- Directed by: Howard Walmsley
- Screenplay by: Ken Hollings
- Produced by: Howard Walmsley
- Starring: Joanne Hill Graham Massey Patrick Nyland
- Cinematography: David Horsfield
- Edited by: David Horsfield
- Production company: Pressure Productions
- Release date: 1984;
- Running time: 55 minutes
- Country: United Kingdom
- Language: English

= Feverhouse =

1984 British film

Feverhouse (also known as Fever House) is a 1984 British black and white film directed by Howard Walmsley. It was written by Ken Hollings and released through Ikon FCL, a division of Factory Records, catalogued as FAC105. It was partially financed by the North West Arts Association.

==Plot summary==
The story is set in a mental hospital and told through the preoccupations of a smug thief, a renegade nurse and a blind archivist.

== Cast ==

- Joanne Hill as the nurse
- Graham Massey as the thief
- Patrick Nyland as the blind man

== Soundtrack ==
The soundtrack album by Biting Tongues was released in 1985 on Factory Records (FACT105).

==Reception==
Paul Taylor wrote in The Monthly Film Bulletin wrote: "A joyless chunk of mannered monochrome moodiness, Feverhouse is presumably meant to be more than just a promotional adjunct to its soundtrack album, but founders badly as a compendium of awkwardly 'avant-garde' tics. The zomboid acting style conveys more about institutionalisation than the meagre, almost ritualistic narrative, while the sinister ambience conjured by nocturnal images of burning clothes, bagged corpses, skeletal relics or cold Victorian brickwork is all too often dissipated by the risible gravity of the various voice-overs. Where these coincide with the Biting Tongues backing, the effect is inescapably reminiscent of a vintage, if humourless, poetry-and-music track by such old hippies as Liverpool Scene."
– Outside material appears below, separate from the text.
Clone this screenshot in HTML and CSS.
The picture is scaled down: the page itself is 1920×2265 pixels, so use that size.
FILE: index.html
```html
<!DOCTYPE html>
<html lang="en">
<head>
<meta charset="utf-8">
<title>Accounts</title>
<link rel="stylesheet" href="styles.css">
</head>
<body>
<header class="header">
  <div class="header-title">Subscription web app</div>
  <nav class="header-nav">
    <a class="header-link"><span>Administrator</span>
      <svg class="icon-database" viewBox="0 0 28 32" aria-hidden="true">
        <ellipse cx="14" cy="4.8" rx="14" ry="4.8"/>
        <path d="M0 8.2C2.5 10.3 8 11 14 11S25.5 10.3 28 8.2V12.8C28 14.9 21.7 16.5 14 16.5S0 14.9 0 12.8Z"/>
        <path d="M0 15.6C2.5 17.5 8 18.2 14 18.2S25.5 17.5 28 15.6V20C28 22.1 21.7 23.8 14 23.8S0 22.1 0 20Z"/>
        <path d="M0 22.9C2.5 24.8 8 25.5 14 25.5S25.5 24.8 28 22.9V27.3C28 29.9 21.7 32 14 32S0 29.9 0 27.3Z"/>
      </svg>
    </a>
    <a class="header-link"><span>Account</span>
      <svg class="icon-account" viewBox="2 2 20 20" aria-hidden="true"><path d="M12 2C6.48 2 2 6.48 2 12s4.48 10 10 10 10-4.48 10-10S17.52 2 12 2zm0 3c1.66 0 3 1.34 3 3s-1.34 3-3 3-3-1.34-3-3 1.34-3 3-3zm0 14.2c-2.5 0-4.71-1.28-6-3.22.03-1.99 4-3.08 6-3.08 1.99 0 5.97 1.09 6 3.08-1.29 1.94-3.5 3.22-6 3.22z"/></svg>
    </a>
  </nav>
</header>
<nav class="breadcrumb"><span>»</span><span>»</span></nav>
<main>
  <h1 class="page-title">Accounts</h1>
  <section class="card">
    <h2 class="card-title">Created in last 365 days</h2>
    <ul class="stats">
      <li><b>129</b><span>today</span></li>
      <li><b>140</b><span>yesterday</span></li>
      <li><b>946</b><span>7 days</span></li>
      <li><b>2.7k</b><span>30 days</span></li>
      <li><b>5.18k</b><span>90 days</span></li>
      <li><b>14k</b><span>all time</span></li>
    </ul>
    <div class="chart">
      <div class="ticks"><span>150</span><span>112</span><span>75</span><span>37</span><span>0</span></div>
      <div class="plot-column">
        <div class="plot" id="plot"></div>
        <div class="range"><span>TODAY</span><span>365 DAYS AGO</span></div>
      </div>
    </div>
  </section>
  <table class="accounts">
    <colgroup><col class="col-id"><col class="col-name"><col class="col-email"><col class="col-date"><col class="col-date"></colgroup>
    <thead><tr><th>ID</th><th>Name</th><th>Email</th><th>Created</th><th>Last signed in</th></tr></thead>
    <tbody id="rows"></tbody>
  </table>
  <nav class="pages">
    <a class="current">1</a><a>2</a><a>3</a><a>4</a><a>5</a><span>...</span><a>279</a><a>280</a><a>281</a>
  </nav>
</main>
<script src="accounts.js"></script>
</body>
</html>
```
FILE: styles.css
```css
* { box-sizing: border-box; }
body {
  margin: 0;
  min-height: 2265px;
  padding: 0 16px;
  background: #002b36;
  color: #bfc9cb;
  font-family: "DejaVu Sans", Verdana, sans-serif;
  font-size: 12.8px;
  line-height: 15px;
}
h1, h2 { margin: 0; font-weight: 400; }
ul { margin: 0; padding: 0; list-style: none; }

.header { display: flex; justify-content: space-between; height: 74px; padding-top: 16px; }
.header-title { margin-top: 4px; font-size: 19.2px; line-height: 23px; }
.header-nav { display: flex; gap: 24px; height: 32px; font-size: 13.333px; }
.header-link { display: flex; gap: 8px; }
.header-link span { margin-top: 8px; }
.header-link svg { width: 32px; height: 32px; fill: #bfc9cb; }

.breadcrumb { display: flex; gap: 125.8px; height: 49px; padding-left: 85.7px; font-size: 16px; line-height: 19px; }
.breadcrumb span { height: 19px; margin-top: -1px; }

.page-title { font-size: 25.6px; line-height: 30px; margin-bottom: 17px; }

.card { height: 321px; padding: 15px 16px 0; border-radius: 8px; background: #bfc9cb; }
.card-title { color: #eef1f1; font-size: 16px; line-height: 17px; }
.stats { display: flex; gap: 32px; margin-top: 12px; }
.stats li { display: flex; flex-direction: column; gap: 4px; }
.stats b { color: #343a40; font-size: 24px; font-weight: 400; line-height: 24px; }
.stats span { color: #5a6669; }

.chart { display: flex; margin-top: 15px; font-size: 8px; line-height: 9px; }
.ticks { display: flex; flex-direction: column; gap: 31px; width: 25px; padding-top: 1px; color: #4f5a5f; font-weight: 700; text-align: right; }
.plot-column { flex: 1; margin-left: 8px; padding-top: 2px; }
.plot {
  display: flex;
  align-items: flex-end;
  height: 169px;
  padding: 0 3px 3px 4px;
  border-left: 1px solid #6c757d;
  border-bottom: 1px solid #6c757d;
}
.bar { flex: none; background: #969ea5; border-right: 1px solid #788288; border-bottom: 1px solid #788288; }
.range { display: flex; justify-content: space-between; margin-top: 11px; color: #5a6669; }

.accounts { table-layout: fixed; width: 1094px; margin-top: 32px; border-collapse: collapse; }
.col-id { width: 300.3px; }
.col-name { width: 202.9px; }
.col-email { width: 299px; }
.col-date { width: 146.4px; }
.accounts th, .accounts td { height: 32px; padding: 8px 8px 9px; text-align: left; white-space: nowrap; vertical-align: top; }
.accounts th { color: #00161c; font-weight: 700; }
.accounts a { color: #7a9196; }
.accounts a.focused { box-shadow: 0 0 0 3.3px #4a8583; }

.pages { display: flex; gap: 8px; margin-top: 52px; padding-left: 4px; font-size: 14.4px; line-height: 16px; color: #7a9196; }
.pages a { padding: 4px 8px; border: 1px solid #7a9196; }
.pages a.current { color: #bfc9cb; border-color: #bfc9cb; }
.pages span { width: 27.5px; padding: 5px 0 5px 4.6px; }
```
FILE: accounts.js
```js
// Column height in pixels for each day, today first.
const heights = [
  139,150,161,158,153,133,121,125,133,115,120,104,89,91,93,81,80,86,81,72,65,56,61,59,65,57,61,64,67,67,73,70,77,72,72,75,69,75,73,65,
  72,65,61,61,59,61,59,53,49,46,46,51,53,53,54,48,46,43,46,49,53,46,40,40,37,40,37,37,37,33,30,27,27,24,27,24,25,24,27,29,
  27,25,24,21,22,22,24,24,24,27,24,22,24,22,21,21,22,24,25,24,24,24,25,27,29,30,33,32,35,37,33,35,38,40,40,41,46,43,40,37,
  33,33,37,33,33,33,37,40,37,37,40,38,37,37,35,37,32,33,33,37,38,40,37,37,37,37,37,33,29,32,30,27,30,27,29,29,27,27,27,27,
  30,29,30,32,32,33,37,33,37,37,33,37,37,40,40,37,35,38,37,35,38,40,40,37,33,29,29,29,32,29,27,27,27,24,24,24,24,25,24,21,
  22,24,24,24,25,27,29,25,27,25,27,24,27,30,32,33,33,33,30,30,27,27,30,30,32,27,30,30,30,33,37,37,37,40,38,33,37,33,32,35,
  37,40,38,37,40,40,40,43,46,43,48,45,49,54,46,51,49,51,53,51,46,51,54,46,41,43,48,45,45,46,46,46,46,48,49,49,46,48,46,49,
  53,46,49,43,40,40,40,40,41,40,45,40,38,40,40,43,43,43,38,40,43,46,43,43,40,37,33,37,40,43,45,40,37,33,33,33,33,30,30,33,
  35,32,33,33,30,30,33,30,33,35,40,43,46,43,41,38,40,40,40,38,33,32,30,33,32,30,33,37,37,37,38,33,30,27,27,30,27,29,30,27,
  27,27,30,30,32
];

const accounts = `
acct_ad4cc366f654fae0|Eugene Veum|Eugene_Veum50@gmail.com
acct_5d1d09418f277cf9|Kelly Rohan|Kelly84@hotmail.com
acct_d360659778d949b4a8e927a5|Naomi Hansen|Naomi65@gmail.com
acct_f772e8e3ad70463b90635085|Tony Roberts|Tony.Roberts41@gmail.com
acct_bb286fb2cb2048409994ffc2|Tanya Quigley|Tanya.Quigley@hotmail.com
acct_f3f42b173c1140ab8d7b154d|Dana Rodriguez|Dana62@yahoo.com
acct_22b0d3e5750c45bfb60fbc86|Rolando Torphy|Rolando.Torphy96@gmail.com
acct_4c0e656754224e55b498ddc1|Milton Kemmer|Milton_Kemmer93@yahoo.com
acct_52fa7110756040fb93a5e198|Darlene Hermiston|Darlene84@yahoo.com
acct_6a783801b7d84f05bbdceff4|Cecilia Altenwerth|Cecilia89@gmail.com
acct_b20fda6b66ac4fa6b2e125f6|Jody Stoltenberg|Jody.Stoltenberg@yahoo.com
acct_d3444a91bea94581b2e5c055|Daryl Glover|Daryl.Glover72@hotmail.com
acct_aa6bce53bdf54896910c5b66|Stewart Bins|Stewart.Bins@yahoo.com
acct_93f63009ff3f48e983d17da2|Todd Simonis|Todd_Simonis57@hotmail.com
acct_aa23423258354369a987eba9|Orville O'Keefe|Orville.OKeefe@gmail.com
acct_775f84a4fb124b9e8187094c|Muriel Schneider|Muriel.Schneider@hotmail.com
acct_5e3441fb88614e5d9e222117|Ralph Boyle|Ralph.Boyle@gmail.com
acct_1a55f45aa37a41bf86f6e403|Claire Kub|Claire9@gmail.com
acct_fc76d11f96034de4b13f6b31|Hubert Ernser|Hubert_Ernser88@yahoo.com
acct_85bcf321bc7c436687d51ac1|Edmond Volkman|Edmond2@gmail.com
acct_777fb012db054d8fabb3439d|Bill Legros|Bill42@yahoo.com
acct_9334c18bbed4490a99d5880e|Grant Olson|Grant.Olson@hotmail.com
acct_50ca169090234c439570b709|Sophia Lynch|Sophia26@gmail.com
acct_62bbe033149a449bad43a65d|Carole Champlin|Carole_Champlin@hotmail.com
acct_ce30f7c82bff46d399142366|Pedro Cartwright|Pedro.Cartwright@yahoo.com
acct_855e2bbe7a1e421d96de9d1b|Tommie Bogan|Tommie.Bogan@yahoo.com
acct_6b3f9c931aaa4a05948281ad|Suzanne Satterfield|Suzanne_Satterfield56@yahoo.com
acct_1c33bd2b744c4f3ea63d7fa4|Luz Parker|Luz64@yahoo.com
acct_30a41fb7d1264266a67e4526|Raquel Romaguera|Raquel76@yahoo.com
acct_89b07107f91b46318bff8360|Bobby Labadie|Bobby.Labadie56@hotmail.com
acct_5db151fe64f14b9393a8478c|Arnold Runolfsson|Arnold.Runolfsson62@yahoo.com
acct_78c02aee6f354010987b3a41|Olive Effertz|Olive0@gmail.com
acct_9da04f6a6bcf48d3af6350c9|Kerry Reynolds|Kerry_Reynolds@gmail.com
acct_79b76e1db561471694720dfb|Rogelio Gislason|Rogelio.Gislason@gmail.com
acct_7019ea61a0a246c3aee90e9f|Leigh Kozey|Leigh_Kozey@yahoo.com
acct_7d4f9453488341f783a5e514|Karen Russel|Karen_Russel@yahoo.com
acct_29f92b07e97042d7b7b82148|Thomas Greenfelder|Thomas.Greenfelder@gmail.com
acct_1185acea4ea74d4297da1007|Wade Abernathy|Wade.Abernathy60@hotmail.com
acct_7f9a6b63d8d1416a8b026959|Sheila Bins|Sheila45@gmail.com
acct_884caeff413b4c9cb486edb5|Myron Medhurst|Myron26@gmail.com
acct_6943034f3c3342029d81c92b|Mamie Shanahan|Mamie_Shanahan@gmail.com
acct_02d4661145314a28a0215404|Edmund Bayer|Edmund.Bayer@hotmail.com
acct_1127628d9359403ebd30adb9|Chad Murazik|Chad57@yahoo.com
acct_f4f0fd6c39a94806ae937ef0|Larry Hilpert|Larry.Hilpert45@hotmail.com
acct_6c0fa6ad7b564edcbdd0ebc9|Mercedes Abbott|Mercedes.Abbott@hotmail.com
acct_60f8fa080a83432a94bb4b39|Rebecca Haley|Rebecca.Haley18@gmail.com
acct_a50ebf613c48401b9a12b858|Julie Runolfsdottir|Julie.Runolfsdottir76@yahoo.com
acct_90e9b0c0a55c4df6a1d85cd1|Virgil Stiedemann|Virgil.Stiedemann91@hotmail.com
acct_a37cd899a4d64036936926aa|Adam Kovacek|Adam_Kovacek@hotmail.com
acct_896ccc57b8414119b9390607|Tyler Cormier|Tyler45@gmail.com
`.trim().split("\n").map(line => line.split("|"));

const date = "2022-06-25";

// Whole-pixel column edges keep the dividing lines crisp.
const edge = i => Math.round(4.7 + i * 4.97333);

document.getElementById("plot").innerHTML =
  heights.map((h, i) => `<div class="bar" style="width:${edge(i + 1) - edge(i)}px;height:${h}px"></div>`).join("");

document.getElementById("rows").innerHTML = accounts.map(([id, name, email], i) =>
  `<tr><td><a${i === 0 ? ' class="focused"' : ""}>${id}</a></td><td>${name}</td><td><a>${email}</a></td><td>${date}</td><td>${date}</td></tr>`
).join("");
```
Colin Greenland reviewed Feverhouse for Imagine magazine, writing: "Is the Feverhouse a prison, a lunatic asylum, or a state of mind? Enigmatic, abstract and intense."

Time Out commented that "it hovers dangerously close to pretension, sometimes teetering over the edge, but still remains a darkly individual visual essay, despite its precedents. It's also blessed with an exciting score, a brew of metal gamelan and junkyard bebop from Biting Tongues."